The All-or-Nothing Diet Approach
75 Hard lets you pick any nutrition plan you want, which is one of its more flexible elements. The catch is zero deviation for 75 days. No cheat meals, no exceptions. Research from Duke University School of Medicine highlights a tension in this approach: while structure and consistency are genuinely helpful for building better eating habits, labeling any deviation as failure can fuel guilt, shame, and the kind of restrict-then-binge cycle that mirrors disordered eating patterns.
The restart penalty amplifies this. If you eat something off-plan on day 50 and have to go back to day one, the psychological blow can trigger exactly the kind of overcorrection (extreme restriction or punishing exercise) that nutrition researchers flag as harmful. Planned flexibility in a diet, where occasional indulgences are built in rather than forbidden, tends to produce better long-term outcomes because it reinforces the idea that you don’t need perfection. You need consistency.
75 Soft: The Less Rigid Alternative
For people drawn to the structure of 75 Hard but put off by its rigidity, 75 Soft has gained traction as a more sustainable option. It keeps the core concepts (daily exercise, better nutrition, hydration, reading) but removes the restart penalty entirely. If you miss a day, you pick up where you left off instead of going back to zero. Workout requirements are also scaled down, and there’s more room for personal judgment on what counts.
Cleveland Clinic physicians have specifically recommended 75 Soft over 75 Hard for most people, noting that the original challenge “puts a lot of pressure on overhauling different areas of your life” simultaneously and that the restart rule makes the whole endeavor increasingly difficult to sustain. The softer version still builds accountability and discipline. It just doesn’t treat a single imperfect day as total failure.
Who 75 Hard Works Best For
75 Hard tends to resonate most with people who already have a baseline fitness level and thrive under rigid structure. If you’ve been exercising regularly, have a healthy relationship with food, and want a defined challenge with clear boundaries, the program can serve as a focused period of discipline. The reading and photo components add a mental and reflective layer that goes beyond typical fitness challenges.
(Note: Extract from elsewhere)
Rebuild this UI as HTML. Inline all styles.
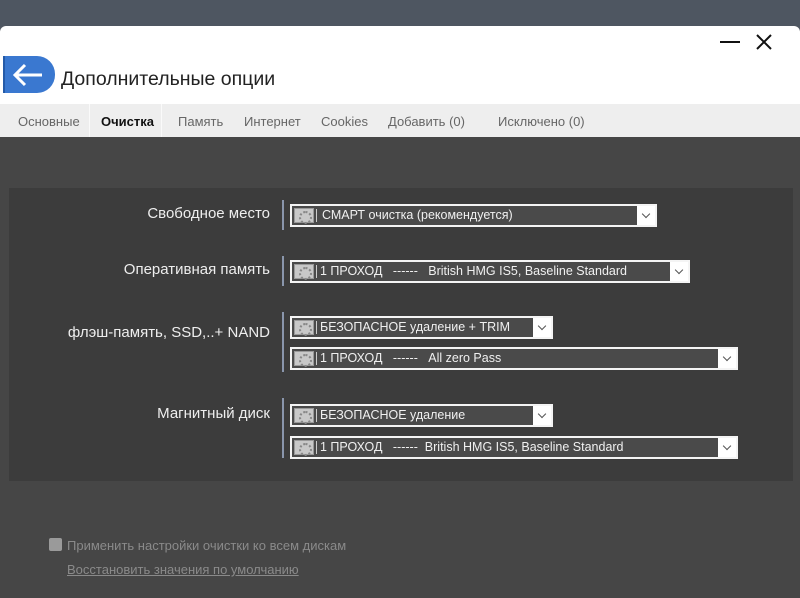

Where it gets risky is when beginners, people recovering from disordered eating, or anyone dealing with chronic injuries jumps in without modification. The no-modification philosophy is central to Frisella’s message, but your body doesn’t care about motivational frameworks. Ninety minutes of daily exercise with no rest days, combined with rigid dietary rules and a punishment-based restart system, is a significant physical and psychological load. Knowing that going in, and being honest about whether it fits your current situation, matters more than completing any arbitrary number of days.